The issue raised by the noble Lord, Lord King, about the unions not keeping their word that they gave him when he was Secretary of State, is challenged very strongly by the TUC in the evidence it gave us. We have a copy of the agreement that was reached. When the Minister, Mr Boles, came before us, he made it clear that his office and the Department for Business, Innovation and Skills looked on the web at union membership forms. No membership form is mentioned anywhere in the agreement. Of course, that set us, as individual members—perhaps not all of us—going on the web and seeing where the evidence was and what unions were doing about telling their members that they could opt out. It is in every rule book. A union will not get clearance from the Certification Officer if it is not in the rule book that the members must have it made clear that they can opt out. Indeed, the Certification Officer was completely puzzled when he came before us as to what the problem was, because he had had, I think, two complaints over quite a number of years.
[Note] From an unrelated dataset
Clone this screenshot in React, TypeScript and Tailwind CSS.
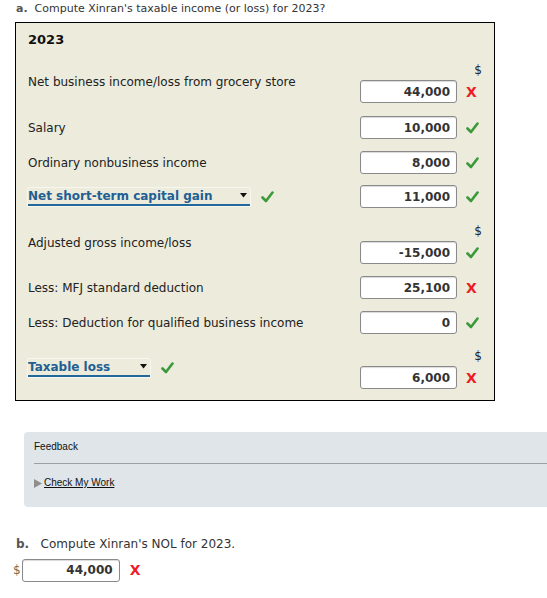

Let me look at the disproportionality, both financially and in what unions were being asked to do. The impact assessment has been challenged very severely. Some of us did our own figures. The noble Earl, Lord Kinnoull, in particular, was very good at coming up with statistical information and giving it to the committee. One could argue that it would cost the political funds practically the whole of the fund in one year to carry out what the Government were asking the unions to do. It was completely disproportionate, as is mentioned in the report.

We were asked to look at the impact on party funding. No one who came before the Committee said that it would not have an impact. The Minister himself said it would depend on the unions and how they dealt with this, but then did not really show us the way. Paragraph 134 of the report establishes clearly that there will be an impact on the funding of Her Majesty’s Opposition, the Labour Party.

There has been reference to the Tory party manifesto, which we quote in the report. In paragraph 131 it promises,

“to ensure trade unions use a transparent opt-in process for union subscriptions”;

it does not say “political fund contributions”. The manifesto goes on:

“In the next Parliament, we will legislate to ensure trade unions use a transparent opt-in process for subscriptions to political parties”.

The contributions do not go to the political parties; they go into the union political fund, half of which, on average, in affiliated unions, goes to the Labour Party. Let us be clear that of 163 trade unions, 25 have political funds and only 15 affiliate to the Labour Party. So we are again looking at disproportionality.

I close by saying that reference has been made to our chairman. He was experienced in the chair and I have to say that he set the tone and the environment from the beginning. I feel that we worked together as a committee in a very constructive way. We were backed up, as we always are in this House, by absolutely superb secretariat support. The secretary to the committee and the clerk worked on a hugely demanding timetable and delivered: I register my thanks to them. This was a report done in a hurry, but we tried to cover everything. Its intention, which I hope it achieved, was to assist this House in going forward and ensuring that the Trade Union Bill, when it is finished, will be fair and not disproportionate.